QCon 2018 – Behavioral Economics and Chatbots

Title: Behavioral Economics and Chatbots
Speaker: Jim Clark

See the table of contents for more blog posts from the conference.


Urinal with a fly is an example of behavioral economics. The idea is to give something to aim at.

Psychology

  • Nudge theory – alter decision making
  • Value-action gaps – how want to be working vs how actually work
  • Information deficits  – know right thing when need to know it
  • Diffusion of innovation – why do teams succeed vs get stuck

OODA loop

  • Observe – unmet goal
  • Orient – provide context
  • Decision – should action be taken. choose appropriate action
  • Action – take appropriate action

Demo – follow the leader

  • find out what others are doing/if issues
  • chatbot notices when library version changed and if different from others/standard
  • chatbot offers to set new version to others that should use later version. testifying it is safe
  • then chatbot can nudge users on older version to upgrade
  • can tell chatbot to upgrade it for you and chatbot creates the pull request for the update. ex: action: accept/set target/ignore

Demo – Libbis? (he said only two people call it that)

  • When change code in one project, the projects that copied it get a pull request to change.
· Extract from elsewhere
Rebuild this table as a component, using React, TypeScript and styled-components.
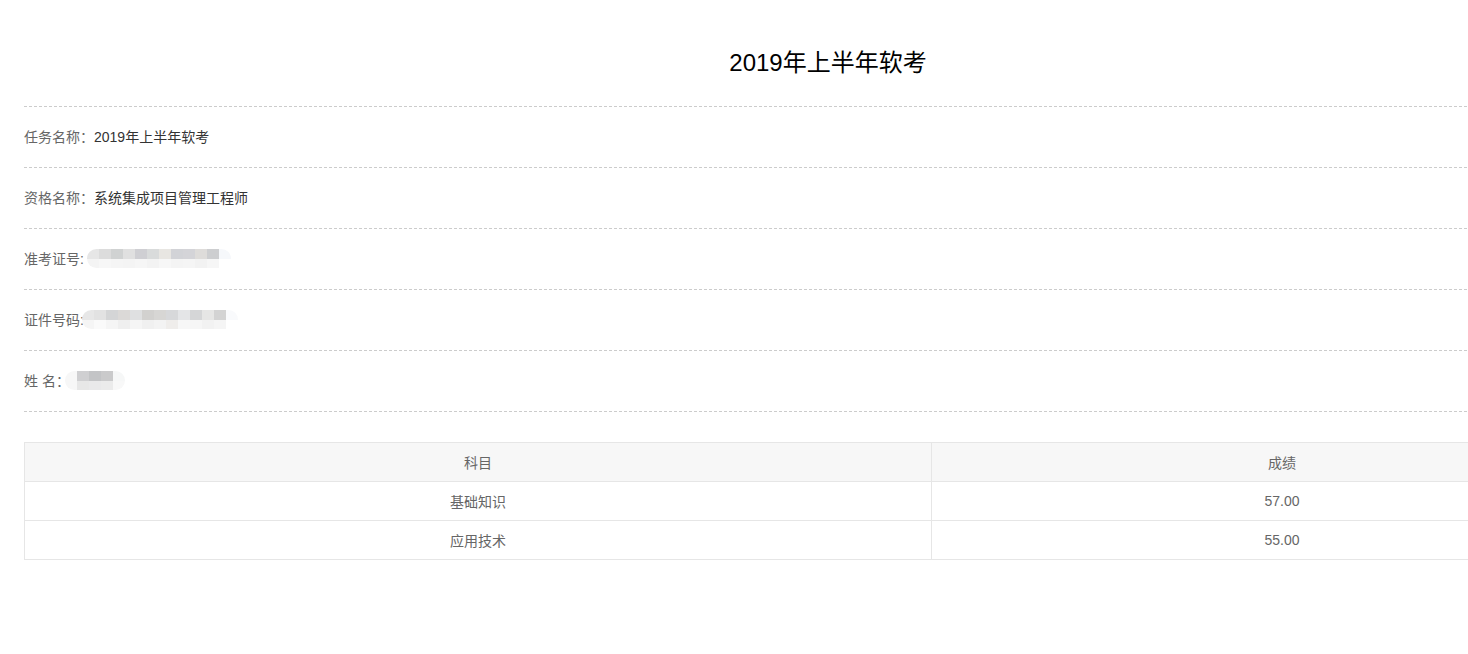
import styled, { createGlobalStyle } from "styled-components";

const GlobalStyle = createGlobalStyle`
  html, body {
    margin: 0;
    padding: 0;
    background: #ffffff;
    overflow: hidden;
  }
  body {
    font-family: "Liberation Sans", "Noto Sans CJK SC", sans-serif;
  }
`;

type Mask = { top: string[]; bottom: string[]; offset: number };

const infoRows: { label: string; value?: string; mask?: Mask }[] = [
  { label: "任务名称：", value: "2019年上半年软考" },
  { label: "资格名称：", value: "系统集成项目管理工程师" },
  {
    label: "准考证号:",
    mask: {
      offset: 3,
      top: ["#e6e6e6", "#dcdcdc", "#d0d2d2", "#e0e0e0", "#cfcfd3", "#d9dbdb", "#e8e6e2", "#d2d3d7", "#d4d4d8", "#dedcda", "#cdced0", "#f6f8fb"],
      bottom: ["#f4f4f4", "#f7f7f7", "#f5f5f5", "#f4f4f4", "#f6f6f6", "#f3f3f3", "#f7f7f7", "#f4f4f4", "#f5f5f5", "#f2f2f2", "#f6f6f6", "#ffffff"],
    },
  },
  {
    label: "证件号码:",
    mask: {
      offset: -2,
      top: ["#e7e7e7", "#e2e2e2", "#d4d5d6", "#dbd9d7", "#dfe0e1", "#d2d1cf", "#d7d6d4", "#d7d8da", "#e4e5e7", "#d5d6d7", "#e6e6e5", "#d3d3d3", "#f9fafc"],
      bottom: ["#f5f5f5", "#fafafa", "#f5f5f5", "#efefef", "#f5f5f5", "#f0f0f0", "#f3f3f3", "#efedeb", "#f7f7f7", "#f6f6f6", "#f2f2f2", "#f5f5f5", "#ffffff"],
    },
  },
  {
    label: "姓 名：",
    mask: {
      offset: -5,
      top: ["#f7f7f7", "#cfcfd1", "#c3c4c6", "#cacacb", "#f6f7f7"],
      bottom: ["#f7f7f7", "#e7e7e7", "#e9e9ea", "#ebebeb", "#f8f8f8"],
    },
  },
];

const scores = [
  { subject: "基础知识", score: "57.00" },
  { subject: "应用技术", score: "55.00" },
];

export default function App() {
  return (
    <>
      <GlobalStyle />
      <Page>
        <Title>2019年上半年软考</Title>
        {infoRows.map((row) => (
          <InfoRow key={row.label}>
            <Label>{row.label}</Label>
            {row.value && <Value>{row.value}</Value>}
            {row.mask && (
              <Mosaic $offset={row.mask.offset}>
                <MosaicLine>
                  {row.mask.top.map((c, i) => (
                    <Cell key={i} $color={c} $h={10} />
                  ))}
                </MosaicLine>
                <MosaicLine>
                  {row.mask.bottom.map((c, i) => (
                    <Cell key={i} $color={c} $h={9} />
                  ))}
                </MosaicLine>
              </Mosaic>
            )}
          </InfoRow>
        ))}

        <ScoreTable>
          <colgroup>
            <col style={{ width: "907px" }} />
            <col style={{ width: "701px" }} />
          </colgroup>
          <thead>
            <tr>
              <Th>科目</Th>
              <Th>成绩</Th>
            </tr>
          </thead>
          <tbody>
            {scores.map((s) => (
              <tr key={s.subject}>
                <Td>{s.subject}</Td>
                <Td>{s.score}</Td>
              </tr>
            ))}
          </tbody>
        </ScoreTable>
      </Page>
    </>
  );
}

const Page = styled.div`
  width: 1608px;
  margin-left: 24px;
  display: flex;
  flex-direction: column;
`;

const Title = styled.h1`
  margin: 0;
  padding-top: 48px;
  height: 58px;
  line-height: 30px;
  font-size: 24px;
  font-weight: 400;
  color: #000000;
  text-align: center;
  border-bottom: 1px dashed #cccccc;
`;

const InfoRow = styled.div`
  display: flex;
  align-items: center;
  height: 58px;
  padding-bottom: 2px;
  border-bottom: 1px dashed #cccccc;
  font-size: 14px;
`;

const Label = styled.span`
  color: #666666;
`;

const Value = styled.span`
  color: #333333;
`;

const Mosaic = styled.div<{ $offset: number }>`
  display: flex;
  flex-direction: column;
  margin-left: ${(p) => p.$offset}px;
  margin-top: 1px;
  border-radius: 10px;
  overflow: hidden;
`;

const MosaicLine = styled.div`
  display: flex;
`;

const Cell = styled.div<{ $color: string; $h: number }>`
  width: 12px;
  height: ${(p) => p.$h}px;
  background: ${(p) => p.$color};
`;

const ScoreTable = styled.table`
  margin-top: 30px;
  width: 1608px;
  table-layout: fixed;
  border-collapse: collapse;
  font-size: 14px;
  color: #666666;
`;

const Th = styled.th`
  height: 38px;
  padding: 0;
  font-weight: 400;
  background: #f7f7f7;
  border: 1px solid #e6e6e6;
  text-align: center;
`;

const Td = styled.td`
  height: 38px;
  padding: 0;
  border: 1px solid #e6e6e6;
  text-align: center;
`;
For reuse smaller than libraries [seems like a hack to enable copy/paste reuse]
  • Recognizes same code fingerprints
  • Action: accept/reject pull request

Demo – Value Action Gaps

  • Reports vulnerable libraries and whether a fixed version is available
  • Artifactory can block more downloads/builds with artifacts
  • Action: deal with violation/block download/upgrade
  • The command is important. The nudge lowers the barrier to actual acting. Timely suggestions.

Demo – Innovation diffusion

  • Shared goals
  • When one project gets a new feature/microservice, encourage others to as well.

General

  • Always be innovating – need to be able to try things without getting permission from a committee.
  • The chatbot committed so much to github that it got recommended to do a code review.
  • Make it easy to create new projects. Won’t do it if it is hard. If ceremony isn’t something you want to do, take it away.
  • Lower barrier for good ideas spreading.
  • Bots are not mobile CLIs. They are agents for collaboration and automate in a social context.

My take

This talk uses live demos in slack. Very cool! The range of benefit to developers is really useful. Seeing real Slack examples and real code was great.  I missed a little bit because I had to make a change to my deck for tomorrow’s presentation. (Java 11 goes feature complete tomorrow and a new feature was added.) I wish I could rate this session higher than “green”.